## [Problem details]
Only the lines holding the string "index" are needed. Copy each one.

## [Information shown]
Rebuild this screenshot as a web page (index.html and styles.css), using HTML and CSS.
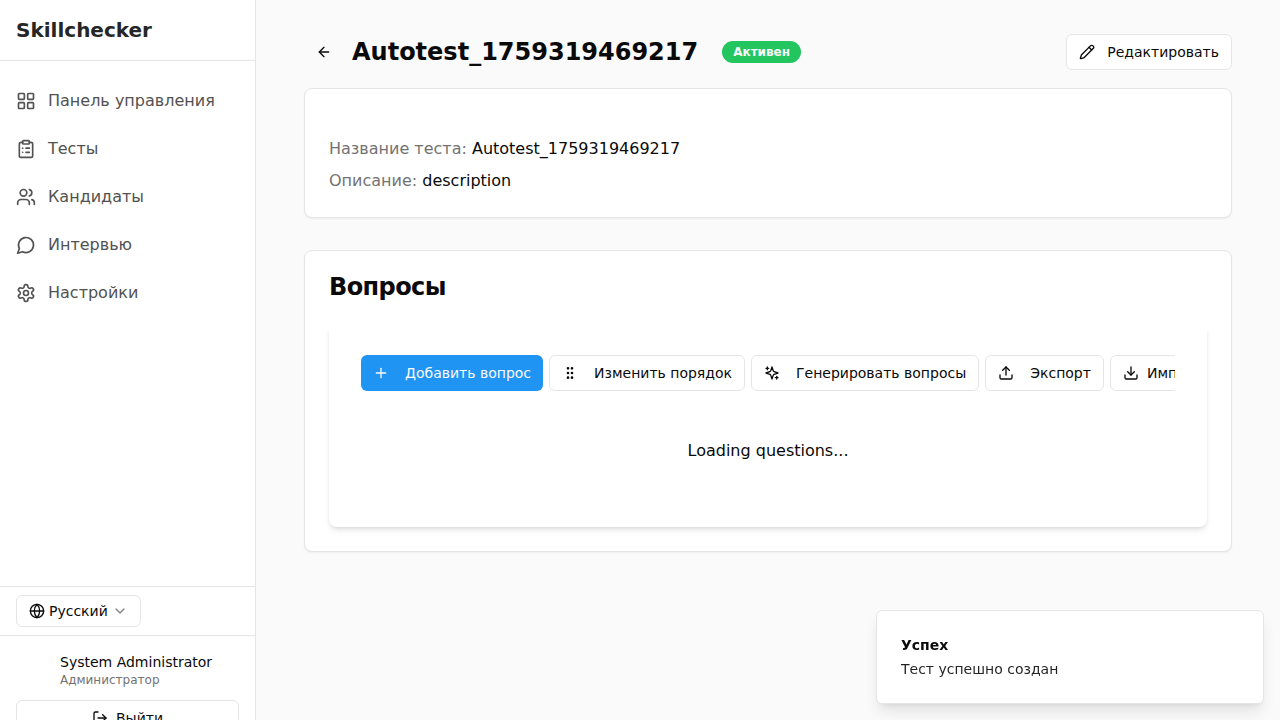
FILE: index.html
```html
<!DOCTYPE html>
<html lang="ru">
<head>
<meta charset="utf-8">
<title>Skillchecker</title>
<link rel="stylesheet" href="styles.css">
</head>
<body>
<div class="app">
  <aside class="sidebar">
    <div class="brand">Skillchecker</div>
    <nav class="nav">
      <a class="nav-item"><svg class="icon icon-lg" viewBox="0 0 24 24"><rect width="7" height="7" x="3" y="3" rx="1"/><rect width="7" height="7" x="14" y="3" rx="1"/><rect width="7" height="7" x="14" y="14" rx="1"/><rect width="7" height="7" x="3" y="14" rx="1"/></svg>Панель управления</a>
      <a class="nav-item"><svg class="icon icon-lg" viewBox="0 0 24 24"><rect width="8" height="4" x="8" y="2" rx="1" ry="1"/><path d="M16 4h2a2 2 0 0 1 2 2v14a2 2 0 0 1-2 2H6a2 2 0 0 1-2-2V6a2 2 0 0 1 2-2h2"/><path d="M12 11h4"/><path d="M12 16h4"/><path d="M8 11h.01"/><path d="M8 16h.01"/></svg>Тесты</a>
      <a class="nav-item"><svg class="icon icon-lg" viewBox="0 0 24 24"><path d="M16 21v-2a4 4 0 0 0-4-4H6a4 4 0 0 0-4 4v2"/><circle cx="9" cy="7" r="4"/><path d="M22 21v-2a4 4 0 0 0-3-3.87"/><path d="M16 3.13a4 4 0 0 1 0 7.75"/></svg>Кандидаты</a>
      <a class="nav-item"><svg class="icon icon-lg" viewBox="0 0 24 24"><path d="M7.9 20A9 9 0 1 0 4 16.1L2 22Z"/></svg>Интервью</a>
      <a class="nav-item"><svg class="icon icon-lg" viewBox="0 0 24 24"><path d="M12.22 2h-.44a2 2 0 0 0-2 2v.18a2 2 0 0 1-1 1.73l-.43.25a2 2 0 0 1-2 0l-.15-.08a2 2 0 0 0-2.73.73l-.22.38a2 2 0 0 0 .73 2.73l.15.1a2 2 0 0 1 1 1.72v.51a2 2 0 0 1-1 1.74l-.15.09a2 2 0 0 0-.73 2.73l.22.38a2 2 0 0 0 2.73.73l.15-.08a2 2 0 0 1 2 0l.43.25a2 2 0 0 1 1 1.73V20a2 2 0 0 0 2 2h.44a2 2 0 0 0 2-2v-.18a2 2 0 0 1 1-1.73l.43-.25a2 2 0 0 1 2 0l.15.08a2 2 0 0 0 2.73-.73l.22-.39a2 2 0 0 0-.73-2.73l-.15-.08a2 2 0 0 1-1-1.74v-.5a2 2 0 0 1 1-1.74l.15-.09a2 2 0 0 0 .73-2.73l-.22-.38a2 2 0 0 0-2.73-.73l-.15.08a2 2 0 0 1-2 0l-.43-.25a2 2 0 0 1-1-1.73V4a2 2 0 0 0-2-2z"/><circle cx="12" cy="12" r="3"/></svg>Настройки</a>
    </nav>
    <div class="language">
      <button class="select"><svg class="icon" viewBox="0 0 24 24"><circle cx="12" cy="12" r="10"/><path d="M12 2a14.5 14.5 0 0 0 0 20 14.5 14.5 0 0 0 0-20"/><path d="M2 12h20"/></svg>Русский<svg class="icon muted-icon" viewBox="0 0 24 24"><path d="m6 9 6 6 6-6"/></svg></button>
    </div>
    <div class="account">
      <div class="user">
        <div class="user-name">System Administrator</div>
        <div class="user-role">Администратор</div>
      </div>
      <button class="button logout"><svg class="icon" viewBox="0 0 24 24"><path d="M9 21H5a2 2 0 0 1-2-2V5a2 2 0 0 1 2-2h4"/><path d="m16 17 5-5-5-5"/><path d="M21 12H9"/></svg>Выйти</button>
    </div>
  </aside>
  <main class="content">
    <header class="page-head">
      <button class="back"><svg class="icon" viewBox="0 0 24 24"><path d="m12 19-7-7 7-7"/><path d="M19 12H5"/></svg></button>
      <h1 class="page-title">Autotest_1759319469217</h1>
      <span class="badge">Активен</span>
      <button class="button edit"><svg class="icon" viewBox="0 0 24 24"><path d="M21.174 6.812a1 1 0 0 0-3.986-3.987L3.842 16.174a2 2 0 0 0-.5.83l-1.321 4.352a.5.5 0 0 0 .623.622l4.353-1.32a2 2 0 0 0 .83-.497z"/><path d="m15 5 4 4"/></svg>Редактировать</button>
    </header>
    <section class="card details">
      <div><span class="label">Название теста:</span> Autotest_1759319469217</div>
      <div><span class="label">Описание:</span> description</div>
    </section>
    <section class="card questions">
      <h2 class="section-title">Вопросы</h2>
      <div class="panel">
        <div class="toolbar">
          <button class="button wide primary"><svg class="icon" viewBox="0 0 24 24"><path d="M5 12h14"/><path d="M12 5v14"/></svg>Добавить вопрос</button>
          <button class="button wide"><svg class="icon" viewBox="0 0 24 24"><circle cx="9" cy="12" r="1"/><circle cx="9" cy="5" r="1"/><circle cx="9" cy="19" r="1"/><circle cx="15" cy="12" r="1"/><circle cx="15" cy="5" r="1"/><circle cx="15" cy="19" r="1"/></svg>Изменить порядок</button>
          <button class="button wide"><svg class="icon" viewBox="0 0 24 24"><path d="m12 3-1.912 5.813a2 2 0 0 1-1.275 1.275L3 12l5.813 1.912a2 2 0 0 1 1.275 1.275L12 21l1.912-5.813a2 2 0 0 1 1.275-1.275L21 12l-5.813-1.912a2 2 0 0 1-1.275-1.275L12 3Z"/><path d="M5 3v4"/><path d="M19 17v4"/><path d="M3 5h4"/><path d="M17 19h4"/></svg>Генерировать вопросы</button>
          <button class="button wide"><svg class="icon" viewBox="0 0 24 24"><path d="M21 15v4a2 2 0 0 1-2 2H5a2 2 0 0 1-2-2v-4"/><path d="m17 8-5-5-5 5"/><path d="M12 3v12"/></svg>Экспорт</button>
          <button class="button"><svg class="icon" viewBox="0 0 24 24"><path d="M21 15v4a2 2 0 0 1-2 2H5a2 2 0 0 1-2-2v-4"/><path d="m7 10 5 5 5-5"/><path d="M12 15V3"/></svg>Импорт</button>
        </div>
        <div class="loading">Loading questions...</div>
      </div>
    </section>
  </main>
</div>
<div class="toast">
  <div class="toast-title">Успех</div>
  <div class="toast-text">Тест успешно создан</div>
</div>
</body>
</html>
```
FILE: styles.css
```css
* { box-sizing: border-box; }
body {
  margin: 0;
  background: #fafafa;
  color: #0a0a0a;
  font: 16px/24px "DejaVu Sans", sans-serif;
  overflow: hidden;
}
h1, h2 { margin: 0; }
.app { display: flex; height: 100vh; overflow: hidden; }
.icon {
  width: 16px;
  height: 16px;
  flex: none;
  fill: none;
  stroke: currentColor;
  stroke-width: 2;
  stroke-linecap: round;
  stroke-linejoin: round;
}
.icon-lg { width: 20px; height: 20px; }
.muted-icon { opacity: .5; }

.sidebar {
  width: 256px;
  flex: none;
  display: flex;
  flex-direction: column;
  overflow: hidden;
  background: #fff;
  border-right: 1px solid #e5e5e5;
}
.brand {
  flex: none;
  padding: 16px 16px;
  border-bottom: 1px solid #e5e5e5;
  color: #262626;
  font-size: 20px;
  font-weight: 700;
  line-height: 28px;
}
.nav { flex: 1; padding: 16px 0; }
.nav-item {
  display: flex;
  align-items: center;
  gap: 12px;
  height: 48px;
  padding: 0 16px;
  color: #525252;
}
.language { flex: none; padding: 8px 16px; border-top: 1px solid #e5e5e5; }
.select {
  display: flex;
  align-items: center;
  gap: 4px;
  height: 32px;
  padding: 0 12px;
  border: 1px solid #e5e5e5;
  border-radius: 6px;
  background: #fff;
  color: #0a0a0a;
  font: 14px/20px "DejaVu Sans", sans-serif;
}
.account {
  flex: none;
  height: 85px;
  padding: 16px 16px 0;
  border-top: 1px solid #e5e5e5;
}
.user { padding-left: 44px; margin-bottom: 12px; }
.user-name { font-size: 14px; line-height: 20px; }
.user-role { color: #737373; font-size: 12px; line-height: 16px; }

.button {
  flex: none;
  display: flex;
  align-items: center;
  justify-content: center;
  gap: 8px;
  height: 36px;
  padding: 0 12px;
  border: 1px solid #e5e5e5;
  border-radius: 6px;
  background: #fff;
  color: #0a0a0a;
  font: 14px/20px "DejaVu Sans", sans-serif;
  white-space: nowrap;
}
.wide { gap: 16px; }
.primary { border: 0; background: #2094f3; color: #fafafa; }
.logout { width: 100%; }
.edit { gap: 12px; margin-left: auto; }

.content { flex: 1; min-width: 0; padding: 32px 48px; }
.page-head { display: flex; align-items: center; height: 40px; margin-bottom: 16px; }
.back {
  display: flex;
  align-items: center;
  justify-content: center;
  width: 40px;
  height: 36px;
  margin-right: 8px;
  padding: 0;
  border: 0;
  background: none;
  color: #0a0a0a;
}
.page-title { font-size: 24px; font-weight: 700; line-height: 32px; }
.badge {
  margin-left: 24px;
  padding: 3px 11px;
  border-radius: 11px;
  background: #22c55e;
  color: #fafafa;
  font-size: 12px;
  font-weight: 600;
  line-height: 16px;
}
.card {
  border: 1px solid #e5e5e5;
  border-radius: 8px;
  background: #fff;
  box-shadow: 0 1px 2px rgba(0, 0, 0, .05);
}
.details {
  display: flex;
  flex-direction: column;
  gap: 8px;
  margin-bottom: 32px;
  padding: 48px 24px 24px;
}
.label { color: #737373; }
.questions { padding: 24px; }
.section-title {
  margin-bottom: 24px;
  font-size: 24px;
  font-weight: 600;
  line-height: 24px;
  letter-spacing: -.6px;
}
.panel {
  height: 204px;
  padding: 32px;
  border-radius: 8px;
  background: #fff;
  box-shadow: 0 4px 6px -1px rgba(0, 0, 0, .1), 0 2px 4px -2px rgba(0, 0, 0, .1);
}
.toolbar { display: flex; gap: 6px; overflow: hidden; }
.loading { padding: 48px 0; text-align: center; }

.toast {
  position: fixed;
  right: 16px;
  bottom: 16px;
  display: flex;
  flex-direction: column;
  gap: 4px;
  width: 388px;
  height: 94px;
  padding: 24px;
  border: 1px solid #e5e5e5;
  border-radius: 6px;
  background: #fff;
  box-shadow: 0 10px 15px -3px rgba(0, 0, 0, .1), 0 4px 6px -4px rgba(0, 0, 0, .1);
  font-size: 14px;
  line-height: 20px;
}
.toast-title { font-weight: 600; }
.toast-text { opacity: .9; }
```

## [Written answer]
Rebuild this screenshot as a web page (index.html and styles.css), using HTML and CSS.
FILE: index.html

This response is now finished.